Jester King Le Petit Prince is a table beer of 2.9%, fermented with a half-wild yeast blend collected from the air near Austin, Texas.
Bastogne Ardenne Saison, just south of the town of Bastogne, is first fermented with yeast from nearby Orval before getting a secondary dose of brettanomyces strains said to be harvested from local apples.
There are many more, and by now you can probably name a few. This is sense of place not as an inevitability, but as a decision. A brewer can choose this path for all sorts of reasons: for ethics, because of concerns about the environment or local culture; for marketing, because it makes a good story that sells beer; or just for fun. Or all of the above.
As a drinker, my interests are hedonistic: I travel a lot, and if I think a beer says something about its home or its culture, I tend to enjoy it more. Beer is about pleasure, after all; for me the context is part of it.

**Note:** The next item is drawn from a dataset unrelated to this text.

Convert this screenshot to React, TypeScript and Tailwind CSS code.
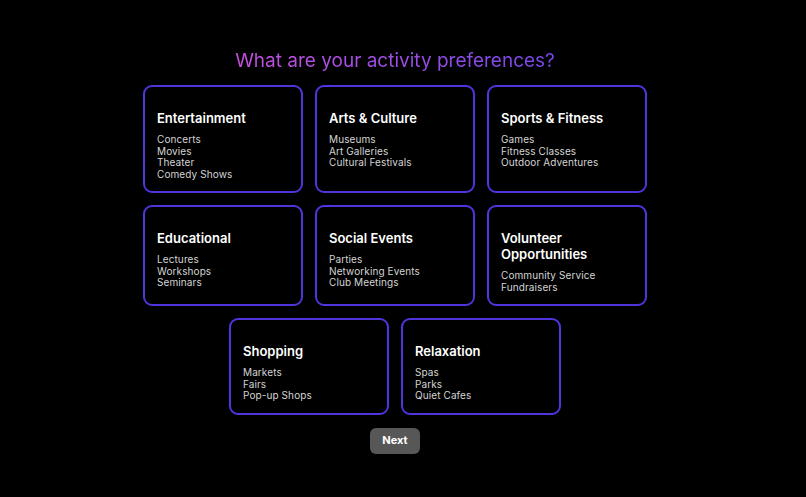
import React from "react";

const cards = [
  { title: "Entertainment", items: ["Concerts", "Movies", "Theater", "Comedy Shows"] },
  { title: "Arts & Culture", items: ["Museums", "Art Galleries", "Cultural Festivals"] },
  { title: "Sports & Fitness", items: ["Games", "Fitness Classes", "Outdoor Adventures"] },
  { title: "Educational", items: ["Lectures", "Workshops", "Seminars"] },
  { title: "Social Events", items: ["Parties", "Networking Events", "Club Meetings"] },
  { title: "Volunteer Opportunities", items: ["Community Service", "Fundraisers"] },
  { title: "Shopping", items: ["Markets", "Fairs", "Pop-up Shops"] },
  { title: "Relaxation", items: ["Spas", "Parks", "Quiet Cafes"] },
];

function Card({ title, items }: { title: string; items: string[] }) {
  return (
    <div className="w-[160px] rounded-[9px] border-2 border-[#5034dc] bg-black pl-[12px] pr-[12px] pt-[23px] pb-[11px]">
      <h3 className="text-[13px] leading-[16px] font-semibold text-white mb-[8px]">{title}</h3>
      <ul>
        {items.map((i) => (
          <li key={i} className="text-[10px] leading-[11.5px] text-[#d4d4d4] tracking-[0.1px]">
            {i}
          </li>
        ))}
      </ul>
    </div>
  );
}

export default function App() {
  return (
    <div
      className="w-full h-[497px] bg-black flex flex-col items-center pr-[16px] pt-[48px]"
      style={{ fontFamily: "Inter, 'Noto Sans', sans-serif" }}
    >
      <h1 className="text-[19px] leading-[26px] font-normal bg-gradient-to-r from-[#c64fe0] to-[#7746ea] bg-clip-text text-transparent mb-[11px]">
        What are your activity preferences?
      </h1>
      <div className="flex flex-wrap justify-center gap-[12px] w-[504px]">
        {cards.map((c) => (
          <Card key={c.title} {...c} />
        ))}
      </div>
      <button className="mt-[13px] w-[50px] h-[26px] rounded-[6px] bg-[#575757] text-white text-[11px] font-bold">
        Next
      </button>
    </div>
  );
}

It should be no surprise that philosophers have tried to grapple with what comes next. I reckon courses called “Beyond Postmodernism” have been around as long as postmodernism itself. Showing that great academic sense of imagination, many of them call it “post-postmodernism.”
Yeah. We need a better name. But much of it shares a common theme: a return to reality. A return to place. A return to sincerity. Now: Do these beers represent sincere sincerity, or are they just fond imitations of simpler times?
I have no idea. But I look forward to tasting the attempts.